French Foreign Minister Jean-Yves Le Drian has said Paris began imposing entry restrictions on certain Lebanese figures for alleged corruption or hampering efforts to find a solution to Lebanon’s protracted political crisis.

Le Drian did not name the people targeted as he announced the measures on Thursday.

But his comments were the first official confirmation from the French government that it has imposed sanctions against Lebanese officials for their failure to reform the country in the wake of the deadly explosion at Beirut’s port in August last year.

“On a national basis, we have started to implement restrictions on access to French territory against personalities involved in the current political blockage or involved in corruption,” Le Drian said in a statement following a visit to Malta.

“We reserve the right to adopt additional measures against all those preventing an exit from the crisis, and we will do so in coordination with our international partners,” he added.

Two diplomats said a list of names had been put together and people were being made aware, according to the Reuters news agency.

“It’s not just words in the air,” said a French diplomat. “They (Lebanese officials) can reassure themselves that it’s not just threats.”

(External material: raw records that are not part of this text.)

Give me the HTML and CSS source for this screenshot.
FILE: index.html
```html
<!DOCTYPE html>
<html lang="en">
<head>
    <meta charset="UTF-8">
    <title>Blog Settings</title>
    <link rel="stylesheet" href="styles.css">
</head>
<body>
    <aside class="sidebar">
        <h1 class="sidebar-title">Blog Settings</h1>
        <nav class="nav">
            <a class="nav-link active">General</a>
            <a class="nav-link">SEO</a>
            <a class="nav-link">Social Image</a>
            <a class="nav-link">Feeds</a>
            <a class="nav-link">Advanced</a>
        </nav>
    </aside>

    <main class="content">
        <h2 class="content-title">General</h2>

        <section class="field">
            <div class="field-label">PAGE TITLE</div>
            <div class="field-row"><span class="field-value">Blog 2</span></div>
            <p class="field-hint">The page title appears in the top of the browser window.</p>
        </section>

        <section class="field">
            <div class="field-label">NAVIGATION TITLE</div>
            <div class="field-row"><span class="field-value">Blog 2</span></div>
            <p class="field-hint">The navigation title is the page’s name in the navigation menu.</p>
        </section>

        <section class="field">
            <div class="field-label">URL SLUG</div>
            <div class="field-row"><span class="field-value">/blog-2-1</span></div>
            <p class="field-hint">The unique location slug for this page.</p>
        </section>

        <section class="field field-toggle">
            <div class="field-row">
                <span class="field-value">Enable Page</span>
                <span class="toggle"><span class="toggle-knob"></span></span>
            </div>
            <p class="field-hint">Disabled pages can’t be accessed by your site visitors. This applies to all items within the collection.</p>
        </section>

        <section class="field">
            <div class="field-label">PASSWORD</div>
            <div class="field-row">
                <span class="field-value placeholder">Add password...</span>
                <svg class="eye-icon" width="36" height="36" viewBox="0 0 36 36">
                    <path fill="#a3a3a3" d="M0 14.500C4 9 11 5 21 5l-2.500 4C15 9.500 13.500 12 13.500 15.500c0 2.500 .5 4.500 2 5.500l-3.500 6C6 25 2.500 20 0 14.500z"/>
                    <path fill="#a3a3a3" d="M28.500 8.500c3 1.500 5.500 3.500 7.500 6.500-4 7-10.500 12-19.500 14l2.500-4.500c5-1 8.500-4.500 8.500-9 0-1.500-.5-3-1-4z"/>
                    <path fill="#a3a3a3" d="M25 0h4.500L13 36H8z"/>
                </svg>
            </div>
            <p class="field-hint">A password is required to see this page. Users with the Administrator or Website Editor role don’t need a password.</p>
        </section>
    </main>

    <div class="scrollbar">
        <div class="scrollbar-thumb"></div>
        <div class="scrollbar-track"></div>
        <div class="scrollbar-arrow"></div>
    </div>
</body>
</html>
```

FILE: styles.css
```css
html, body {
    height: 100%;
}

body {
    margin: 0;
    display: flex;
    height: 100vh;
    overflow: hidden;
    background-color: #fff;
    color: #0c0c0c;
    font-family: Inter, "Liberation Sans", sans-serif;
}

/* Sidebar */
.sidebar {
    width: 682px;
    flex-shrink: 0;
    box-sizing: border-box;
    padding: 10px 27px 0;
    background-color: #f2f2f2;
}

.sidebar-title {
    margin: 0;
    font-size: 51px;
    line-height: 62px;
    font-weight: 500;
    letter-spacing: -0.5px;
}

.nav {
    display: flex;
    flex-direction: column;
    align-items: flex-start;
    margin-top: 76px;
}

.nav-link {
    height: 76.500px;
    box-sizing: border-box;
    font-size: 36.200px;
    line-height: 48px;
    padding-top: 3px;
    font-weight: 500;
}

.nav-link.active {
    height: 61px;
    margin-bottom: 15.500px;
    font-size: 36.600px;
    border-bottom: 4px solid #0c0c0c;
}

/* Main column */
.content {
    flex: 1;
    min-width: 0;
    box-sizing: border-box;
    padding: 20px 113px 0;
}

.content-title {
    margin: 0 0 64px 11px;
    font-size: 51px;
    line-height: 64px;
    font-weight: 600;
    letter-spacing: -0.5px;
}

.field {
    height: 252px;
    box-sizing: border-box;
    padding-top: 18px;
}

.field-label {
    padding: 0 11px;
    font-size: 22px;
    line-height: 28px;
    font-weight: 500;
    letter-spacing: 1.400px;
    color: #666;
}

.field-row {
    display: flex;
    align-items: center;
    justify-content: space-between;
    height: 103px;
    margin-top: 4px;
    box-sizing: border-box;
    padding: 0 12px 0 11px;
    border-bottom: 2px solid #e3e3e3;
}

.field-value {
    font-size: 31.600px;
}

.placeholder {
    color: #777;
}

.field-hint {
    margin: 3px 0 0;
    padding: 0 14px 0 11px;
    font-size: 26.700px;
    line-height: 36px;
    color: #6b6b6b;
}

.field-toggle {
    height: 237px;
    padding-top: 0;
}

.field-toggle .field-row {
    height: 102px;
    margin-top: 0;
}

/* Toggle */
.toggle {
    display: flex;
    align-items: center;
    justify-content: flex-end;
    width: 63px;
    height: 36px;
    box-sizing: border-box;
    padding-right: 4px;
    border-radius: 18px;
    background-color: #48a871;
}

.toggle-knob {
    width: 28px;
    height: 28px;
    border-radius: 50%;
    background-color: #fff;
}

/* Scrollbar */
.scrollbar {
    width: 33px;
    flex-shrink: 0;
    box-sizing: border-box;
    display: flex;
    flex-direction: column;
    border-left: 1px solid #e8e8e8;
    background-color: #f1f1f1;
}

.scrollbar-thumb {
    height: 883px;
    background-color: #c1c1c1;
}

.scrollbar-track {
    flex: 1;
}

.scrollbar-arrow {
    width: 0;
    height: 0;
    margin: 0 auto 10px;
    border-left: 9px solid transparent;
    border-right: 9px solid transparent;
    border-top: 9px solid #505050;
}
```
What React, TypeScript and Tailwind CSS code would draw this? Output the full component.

Le Drian said discussions were already under way with France’s European partners on what “instruments” could be used to increase pressure on Lebanese political figures who are “obstructing a way out of the crisis”.

“Those responsible for the blockage must understand that we will not stand still,” he added.

The statement came after the French ambassador to Lebanon visited the country’s Bekaa Valley, where she reaffirmed Paris’s support.

“Upon the occasion of my first official visit to Bekaa, I have reiterated before my interlocutors France’s attachment to a Lebanon that is unified in its diversity,” Anne Grillo said on Twitter. “France is committed to standing by all the Lebanese in all regions.”

The caretaker government of Prime Minister Hassan Diab resigned in the wake of the August 4 explosion at Beirut’s port that killed more than 200 people and sparked protests against the entrenched governing class.

French President Emmanuel Macron called for radical reform in Lebanon after the explosion and has expressed exasperation at the lack of change in the former French mandate territory.

Macron has been pressing Lebanese politicians to form a government made up of non-partisan specialists that can work on urgent reforms to extract Lebanon from its financial crisis.

However, those efforts have hit a wall as Lebanon’s politicians continue to bicker about the shape and size of a new cabinet and who chooses which ministers.

Lebanon Prime Minister-designate Saad Hariri and President Michel Aoun have failed repeatedly to agree on a new government cabinet after months of deadlock, as the country sinks deeper into economic crisis.

A steep depreciation of the Lebanese pound along with increases in poverty and unemployment have eroded purchasing power and fuelled anger among the population.

Earlier this month, an open letter published in France’s Le Monde daily signed by more than 100 Lebanese civil society figures urged Macron to freeze suspect assets held by Lebanese officials.

The letter said that a “political-economic mafia is responsible for the misery, hunger and insecurity from which more and more Lebanese suffer”.